Home Financial Reports October 24 Market Report: Executive Mosaic’s GovCon Index and Wall Street Breaks Losing Streak
October 24 Market Report: Executive Mosaic’s GovCon Index and Wall Street Breaks Losing Streak

Executive Mosaic’s GovCon Index broke its losing streak as stocks made a resounding comeback. Wall Street flashed green as the batch of quarterly reports showed better profits and surpassed revenue expectations. The benchmark S&P 500 Index rose 0.73%, the Dow Jones Industrial Average gained 0.62%, and the Nasdaq Composite closed 0.93% higher.

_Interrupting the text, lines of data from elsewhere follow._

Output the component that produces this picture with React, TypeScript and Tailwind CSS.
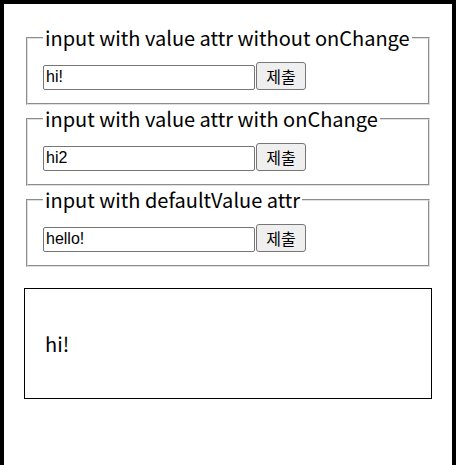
import React, { useState } from 'react';

const pageFont = { fontFamily: '"Noto Sans CJK KR", "Noto Sans", sans-serif' };

function Row({ value, onChange, readOnly }: { value?: string; onChange?: (v: string) => void; readOnly?: boolean }) {
  return (
    <div className="flex items-end h-[32px]">
      <input
        type="text"
        value={value}
        readOnly={readOnly}
        onChange={(e) => onChange && onChange(e.target.value)}
        className="w-[212px] h-[25px] border border-[#767676] rounded-[2px] px-[2px] text-[16px] text-black bg-white outline-none font-['Liberation_Sans',Arial,sans-serif]"
      />
      <button className="w-[50px] h-[28px] ml-px border border-[#767676] rounded-[3px] bg-[#efefef] text-[16px] text-black font-['Noto_Sans_CJK_KR',sans-serif] leading-none">
        제출
      </button>
    </div>
  );
}

export default function App() {
  const [text2, setText2] = useState('hi2');
  const [text3, setText3] = useState('hello!');

  return (
    <div className="w-[456px] min-h-[600px] border-4 border-black p-5 bg-white" style={pageFont}>
      <fieldset className="mx-[2px] border-2 [border-style:groove] border-[#e0e0e0] px-[15px] pt-[6.5px] pb-[13.5px] text-[20px]">
        <legend className="px-[2px] text-black leading-[27px] whitespace-nowrap">input with value attr without onChange</legend>
        <Row value="hi!" readOnly />
      </fieldset>
      <fieldset className="mx-[2px] border-2 [border-style:groove] border-[#e0e0e0] px-[15px] pt-[6.5px] pb-[13.5px] text-[20px]">
        <legend className="px-[2px] text-black leading-[27px] whitespace-nowrap">input with value attr with onChange</legend>
        <Row value={text2} onChange={setText2} />
      </fieldset>
      <fieldset className="mx-[2px] border-2 [border-style:groove] border-[#e0e0e0] px-[15px] pt-[6.5px] pb-[13.5px] text-[20px]">
        <legend className="px-[2px] text-black leading-[27px] whitespace-nowrap">input with defaultValue attr</legend>
        <Row value={text3} onChange={setText3} />
      </fieldset>

      <div className="mt-[21px] h-[111px] border border-black flex items-center px-5 text-[20px] text-black">
        hi!
      </div>
    </div>
  );
}
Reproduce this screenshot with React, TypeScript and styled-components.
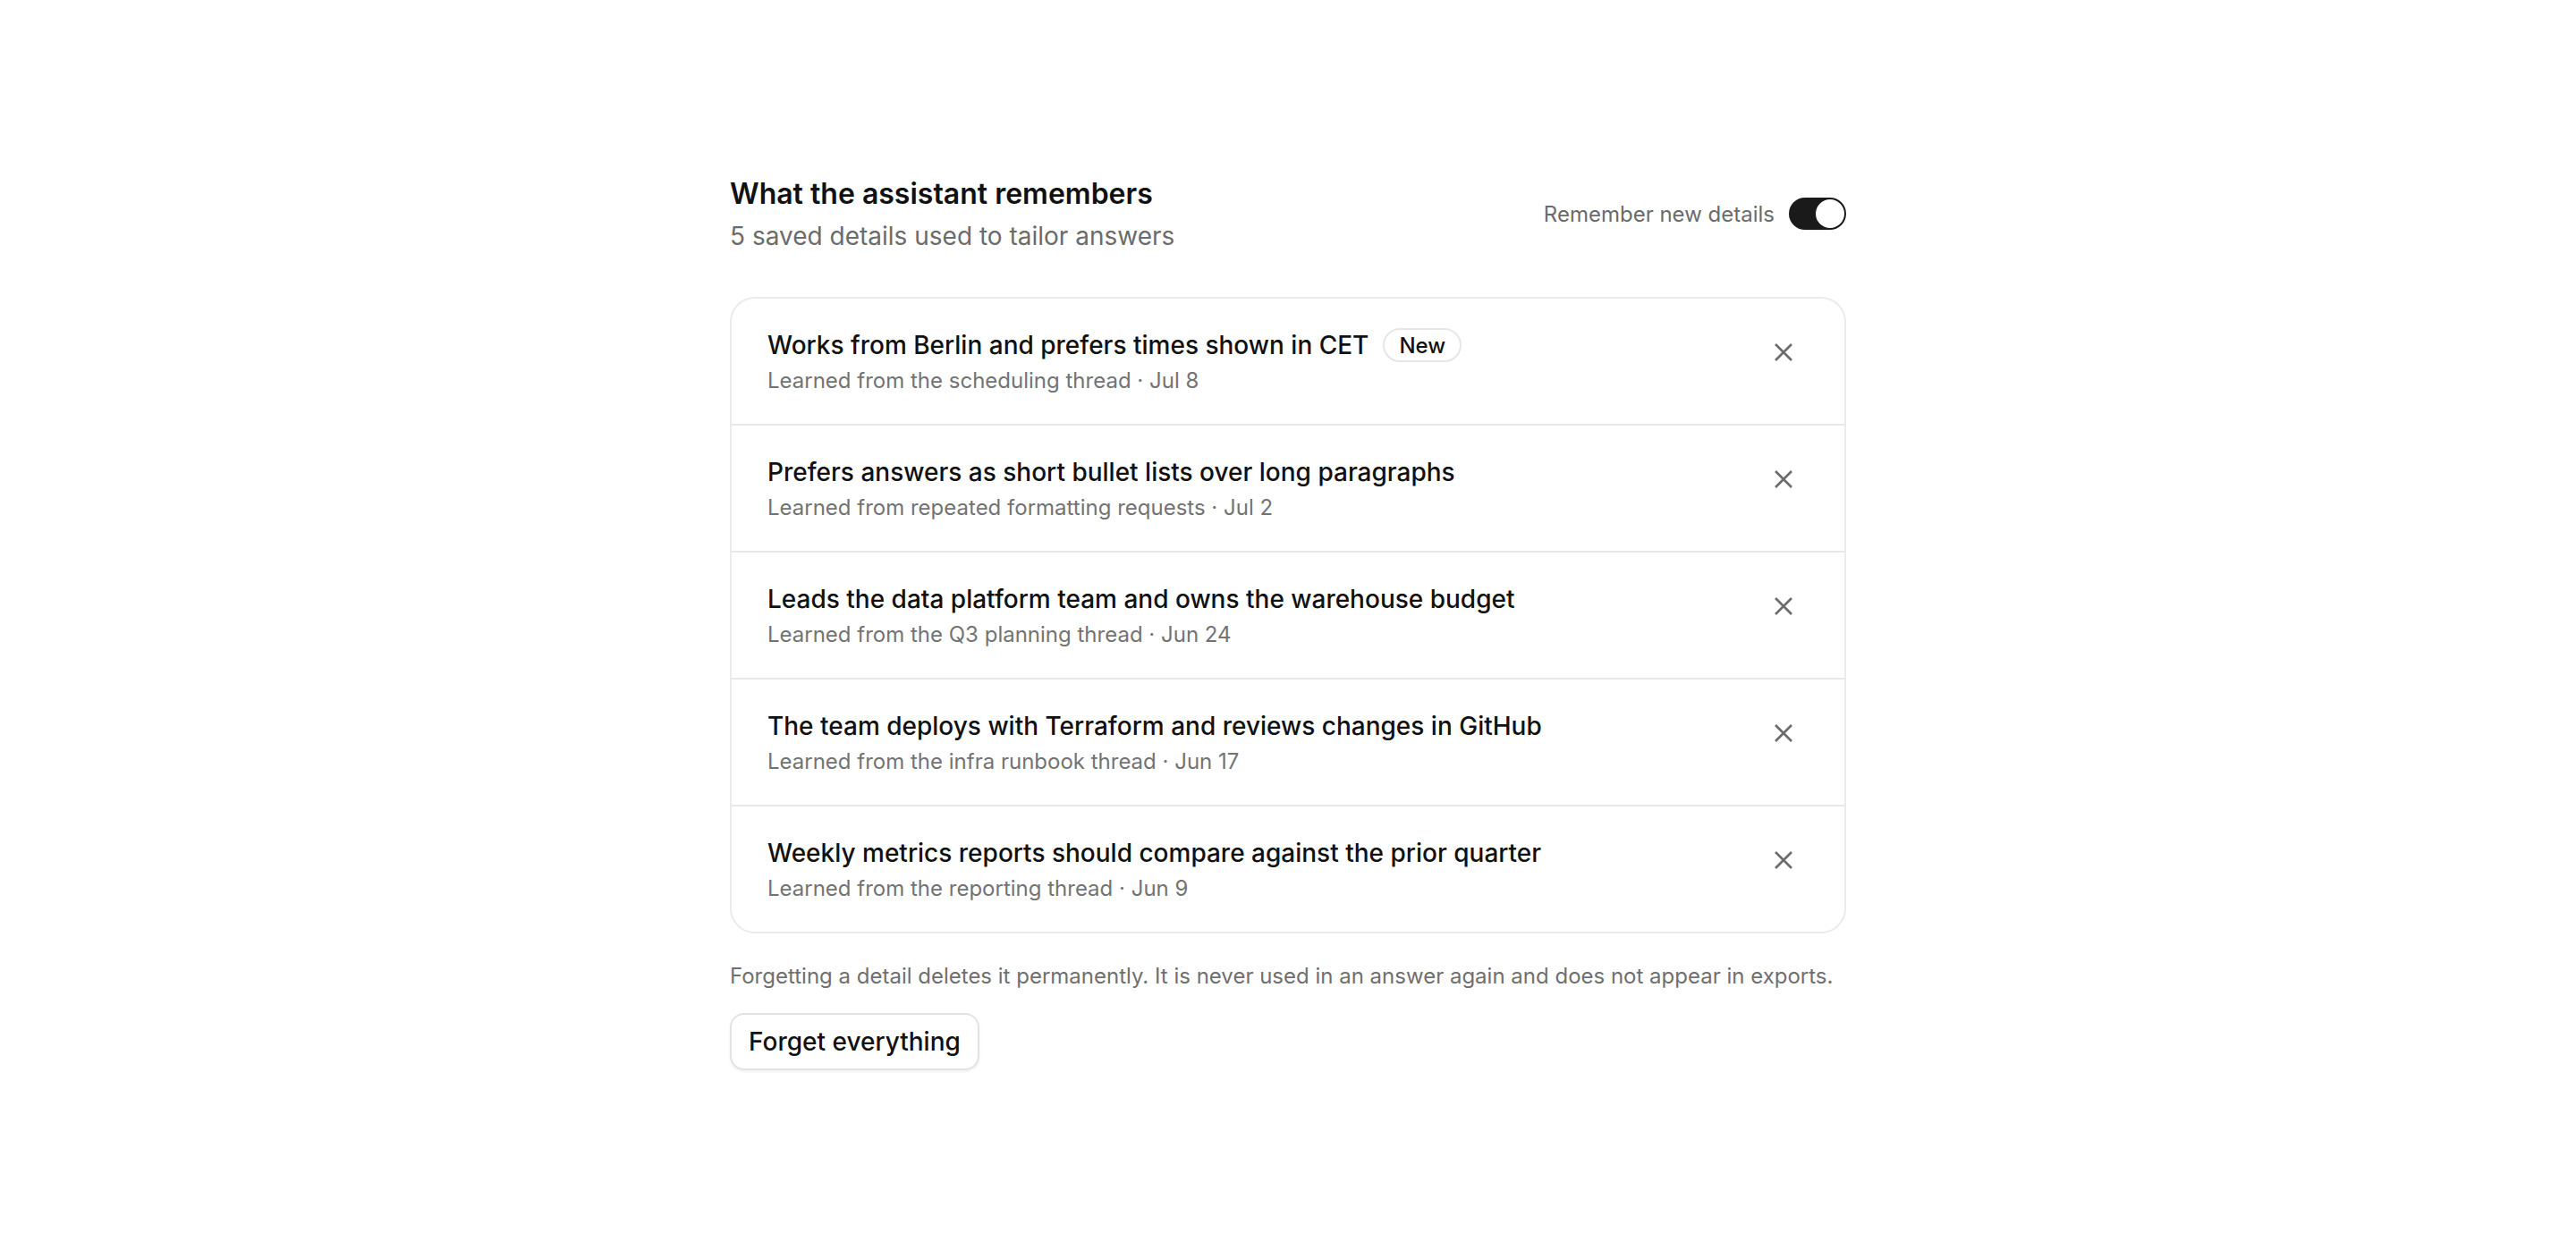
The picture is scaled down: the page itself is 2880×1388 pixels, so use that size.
import React from "react";
import styled, { createGlobalStyle } from "styled-components";

const GlobalStyle = createGlobalStyle`
  html, body {
    margin: 0;
    padding: 0;
    background: #ffffff;
  }
  body {
    font-family: Inter, "Noto Sans", "Liberation Sans", sans-serif;
    color: #111111;
    -webkit-font-smoothing: antialiased;
  }
  * { box-sizing: border-box; }
`;

const Page = styled.main`
  display: flex;
  justify-content: center;
  padding: 199px 0 120px;
`;

const Panel = styled.section`
  width: 1248px;
  display: flex;
  flex-direction: column;
`;

const Header = styled.header`
  display: flex;
  align-items: center;
  justify-content: space-between;
  margin-bottom: 53px;
`;

const TitleBlock = styled.div`
  display: flex;
  flex-direction: column;
  gap: 14px;
`;

const Heading = styled.h1`
  margin: 0;
  font-size: 32px;
  line-height: 36px;
  font-weight: 600;
  color: #111111;
`;

const Subtitle = styled.p`
  margin: 0;
  font-size: 28px;
  line-height: 30px;
  color: #6b6b6b;
`;

const ToggleRow = styled.label`
  display: flex;
  align-items: center;
  gap: 16px;
  font-size: 24px;
  color: #6b6b6b;
  cursor: pointer;
`;

const Track = styled.span<{ $on: boolean }>`
  position: relative;
  width: 64px;
  height: 36px;
  border-radius: 18px;
  background: ${(p) => (p.$on ? "#1a1a1a" : "#d4d4d4")};
  flex-shrink: 0;
`;

const Thumb = styled.span<{ $on: boolean }>`
  position: absolute;
  top: 2px;
  left: ${(p) => (p.$on ? "30px" : "2px")};
  width: 32px;
  height: 32px;
  border-radius: 50%;
  background: #ffffff;
`;

const Card = styled.ul`
  list-style: none;
  margin: 0;
  padding: 0;
  border: 2px solid #ebebeb;
  border-radius: 28px;
  overflow: hidden;
`;

const Row = styled.li`
  display: flex;
  align-items: flex-start;
  justify-content: space-between;
  padding: 30px 40px;
  & + & {
    border-top: 2px solid #e8e8e8;
  }
`;

const RowText = styled.div`
  display: flex;
  flex-direction: column;
`;

const TitleLine = styled.div`
  display: flex;
  align-items: center;
  gap: 16px;
`;

const RowTitle = styled.span`
  font-size: 28px;
  line-height: 44px;
  font-weight: 500;
  color: #111111;
`;

const Badge = styled.span`
  display: inline-flex;
  align-items: center;
  height: 38px;
  padding: 0 16px;
  border: 2px solid #e6e6e6;
  border-radius: 19px;
  font-size: 24px;
  font-weight: 500;
  color: #111111;
`;

const Meta = styled.span`
  font-size: 24px;
  line-height: 36px;
  color: #737373;
`;

const RemoveButton = styled.button`
  display: flex;
  align-items: center;
  justify-content: center;
  width: 56px;
  height: 56px;
  margin-top: 2px;
  padding: 0;
  border: none;
  border-radius: 12px;
  background: transparent;
  color: #6b6b6b;
  cursor: pointer;
  flex-shrink: 0;
`;

const Note = styled.p`
  margin: 28px 0 0;
  font-size: 24px;
  line-height: 40px;
  color: #6f6f6f;
`;

const ForgetButton = styled.button`
  align-self: flex-start;
  margin-top: 21px;
  height: 64px;
  padding: 0 19px;
  border: 2px solid #e3e3e3;
  border-radius: 16px;
  background: #ffffff;
  box-shadow: 0 2px 3px rgba(0, 0, 0, 0.06);
  font-family: inherit;
  font-size: 28px;
  font-weight: 500;
  color: #111111;
  cursor: pointer;
`;

const CloseIcon = () => (
  <svg width="20" height="20" viewBox="0 0 20 20" fill="none">
    <path d="M1 1L19 19M19 1L1 19" stroke="currentColor" strokeWidth="2.6" strokeLinecap="butt" />
  </svg>
);

type Memory = { title: string; meta: string; isNew?: boolean };

const memories: Memory[] = [
  { title: "Works from Berlin and prefers times shown in CET", meta: "Learned from the scheduling thread · Jul 8", isNew: true },
  { title: "Prefers answers as short bullet lists over long paragraphs", meta: "Learned from repeated formatting requests · Jul 2" },
  { title: "Leads the data platform team and owns the warehouse budget", meta: "Learned from the Q3 planning thread · Jun 24" },
  { title: "The team deploys with Terraform and reviews changes in GitHub", meta: "Learned from the infra runbook thread · Jun 17" },
  { title: "Weekly metrics reports should compare against the prior quarter", meta: "Learned from the reporting thread · Jun 9" },
];

export default function App() {
  const on = true;
  return (
    <>
      <GlobalStyle />
      <Page>
        <Panel>
          <Header>
            <TitleBlock>
              <Heading>What the assistant remembers</Heading>
              <Subtitle>5 saved details used to tailor answers</Subtitle>
            </TitleBlock>
            <ToggleRow>
              Remember new details
              <Track $on={on}>
                <Thumb $on={on} />
              </Track>
            </ToggleRow>
          </Header>
          <Card>
            {memories.map((m) => (
              <Row key={m.title}>
                <RowText>
                  <TitleLine>
                    <RowTitle>{m.title}</RowTitle>
                    {m.isNew && <Badge>New</Badge>}
                  </TitleLine>
                  <Meta>{m.meta}</Meta>
                </RowText>
                <RemoveButton aria-label="Forget">
                  <CloseIcon />
                </RemoveButton>
              </Row>
            ))}
          </Card>
          <Note>
            Forgetting a detail deletes it permanently. It is never used in an answer again and does not appear in exports.
          </Note>
          <ForgetButton>Forget everything</ForgetButton>
        </Panel>
      </Page>
    </>
  );
}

Verizon Communications (NYSE: VZ) jumped 9.27% to register its most significant gain since October 2008. The American wireless network operator reported higher free cash flow and strong broadband subscriber growth. General Electric (NYSE: GE) and Coca Cola (Nasdaq: COKE) are also among the other big corporate names that popped. 

RTX (NYSE: RTX) was the hottest GovCon Index ticker. The stock advanced 7.18% to $78.38 after the aerospace and defense conglomerate reported 3.3% adjusted earnings growth and 12% adjusted sales growth (to $19 billion) for the quarter that ended Sept. 30, 2023

Besides a stock buyback program, RTX also announced selling its Cybersecurity, Intelligence and Services business for $1.3 billion to an unnamed buyer. More companies (30% of S&P 500) will report this week, including defense stocks Northrop Grumman (NYSE: NOC) and General Dynamics (NYSE: GD). 

The bond market has been the biggest thorn to stocks, but the ten-year Treasury yield declined to 4.82% from 4.85% the previous day. Notably, based on the S&P Global Flash US Composite PMI report, the US private sector growth edged higher in October as inflationary pressures eased. 

However, Chris Williamson, the Chief Business Economist at S&P Global Market Intelligence, said, “The tensions in the Middle East pose downside risks to growth and upside risks to inflation, adding fresh uncertainty to the outlook.”